Les deux leaders du marché que sont Samsung et Apple doivent par ailleurs faire face à la montée en puissance des constructeurs chinois, qui profitent de leur assise sur leur immense marché local pour partir à la conquête du monde avec des smartphones sur toutes les gammes, souvent moins chers que la concurrence.

Certains, tels que Huawei, actuel troisième avec 8,3% du marché, n'hésitent pas à afficher leurs ambitions, espérant détrôner le duo américano-coréen. Pour autant, la marche est encore haute pour eux, de l'avis des analystes.

«Huawei a l'ambition et ils peuvent éventuellement y arriver. Mais leur capacité à atteindre le sommet reste pour l'heure loin d'être certaine. Ils doivent en faire plus sur les applications pour y arriver et relever le défi de la construction de la marque», estime ainsi Roberta Cozza.

«Aujourd'hui, ce sont les services que les fabricants vont apporter qui feront la différence : intelligence artificielle, réalité augmentée et autres. Quand vous maîtrisez à la fois les appareils et les programmes, vous êtes sur une voie royale», assure M. Lavigne.

Avec des appareils qui ne se différencient plus énormément en termes de performance, la valeur se fait à présent sur les services ou objets associés, un virage qui donne des idées aux géants américains du numérique.

En la matière, Google et son Pixel ne viennent que copier ce que d'autres, de Microsoft (MSFT ; Nasdaq) à Amazon (AMZN ; Nasdaq), ont tenté avant lui, sans beaucoup de réussite.
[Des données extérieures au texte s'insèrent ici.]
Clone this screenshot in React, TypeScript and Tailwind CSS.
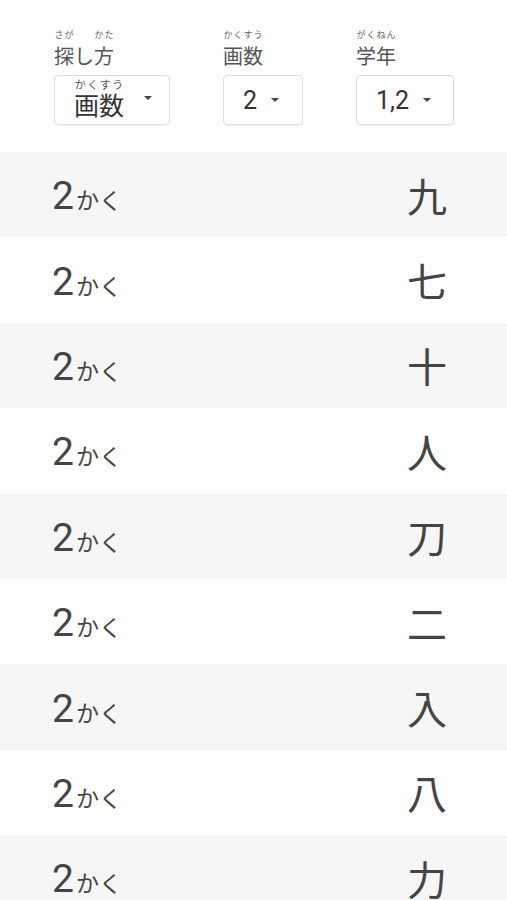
import React from 'react';

const kanji = ['九', '七', '十', '人', '刀', '二', '入', '八', '力'];

const Caret = () => (
  <span className="inline-block w-0 h-0 border-l-[4px] border-r-[4px] border-t-[4px] border-l-transparent border-r-transparent border-t-[#444]" />
);

const Ruby: React.FC<{ base: string; rt: string }> = ({ base, rt }) => (
  <ruby className="[ruby-position:over]">
    {base}
    <rt className="text-[9px] leading-[10px] text-[#666] pb-[5px]">{rt}</rt>
  </ruby>
);

export default function App() {
  return (
    <div
      className="w-[507px] h-[900px] overflow-hidden bg-white text-[#444]"
      style={{ fontFamily: '"Noto Sans CJK JP", "Noto Sans", sans-serif' }}
    >
      {/* Filter header */}
      <div className="h-[152px] relative">
        <div className="absolute left-[54px] top-[28px] text-[20px] leading-[26px] text-[#555]">
          <Ruby base="探" rt="さが" />し<Ruby base="方" rt="かた" />
        </div>
        <div className="absolute left-[223px] top-[28px] text-[20px] leading-[26px] text-[#555]">
          <Ruby base="画数" rt="かくすう" />
        </div>
        <div className="absolute left-[356px] top-[28px] text-[20px] leading-[26px] text-[#555]">
          <Ruby base="学年" rt="がくねん" />
        </div>

        <div className="absolute left-[54px] top-[75px] w-[116px] h-[50px] border border-[#ddd] rounded-[4px] shadow-[0_1px_1px_rgba(0,0,0,0.05)]">
          <div className="absolute left-[19px] top-[0px] text-[25px] leading-[34px] text-[#333]">
            <ruby>
              画数
              <rt className="text-[11px] leading-[12px] text-[#555] pb-[1px]">かくすう</rt>
            </ruby>
          </div>
          <div className="absolute left-[89px] top-[20px] flex"><Caret /></div>
        </div>

        <div className="absolute left-[223px] top-[75px] w-[80px] h-[50px] border border-[#ddd] rounded-[4px] shadow-[0_1px_1px_rgba(0,0,0,0.05)] flex items-center pl-[19px] gap-[14px]">
          <span className="text-[25px] leading-none text-[#333]" style={{ fontFamily: 'Roboto, sans-serif' }}>2</span>
          <Caret />
        </div>

        <div className="absolute left-[356px] top-[75px] w-[98px] h-[50px] border border-[#ddd] rounded-[4px] shadow-[0_1px_1px_rgba(0,0,0,0.05)] flex items-center pl-[19px] gap-[14px]">
          <span className="text-[25px] leading-none text-[#333]" style={{ fontFamily: 'Roboto, sans-serif' }}>1,2</span>
          <Caret />
        </div>
      </div>

      {/* Kanji list */}
      <div className="flex flex-col">
        {kanji.map((k, i) => (
          <div
            key={k}
            className={`h-[85.4px] shrink-0 flex items-center justify-between pl-[52px] pr-[60px] ${
              i % 2 === 0 ? 'bg-[#f6f6f6]' : 'bg-white'
            }`}
          >
            <div className="flex items-baseline pt-[4px]">
              <span className="text-[39px] leading-none text-[#444]" style={{ fontFamily: 'Roboto, sans-serif' }}>2</span>
              <span className="text-[23px] leading-none text-[#444] ml-[2px]">かく</span>
            </div>
            <span className="text-[40px] leading-none text-[#444]">{k}</span>
          </div>
        ))}
      </div>
    </div>
  );
}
Même Facebook (FB ; Nasdaq) tente de s'y mettre.

«Le modèle suivi est celui d'Apple, qui malgré son repli réalise encore des marges impressionnantes. Les Facebook, Amazon ou Google tentent d'y aller car ils ont compris l'intérêt de maîtriser à la fois la fabrication et les applications et services», explique Jérôme Lavigne, directeur technique du cabinet de conseil Niji.

Mais tous tentent de se faire une place sur un marché où les acteurs, en particulier asiatiques, sont, on l'a vu, toujours plus nombreux.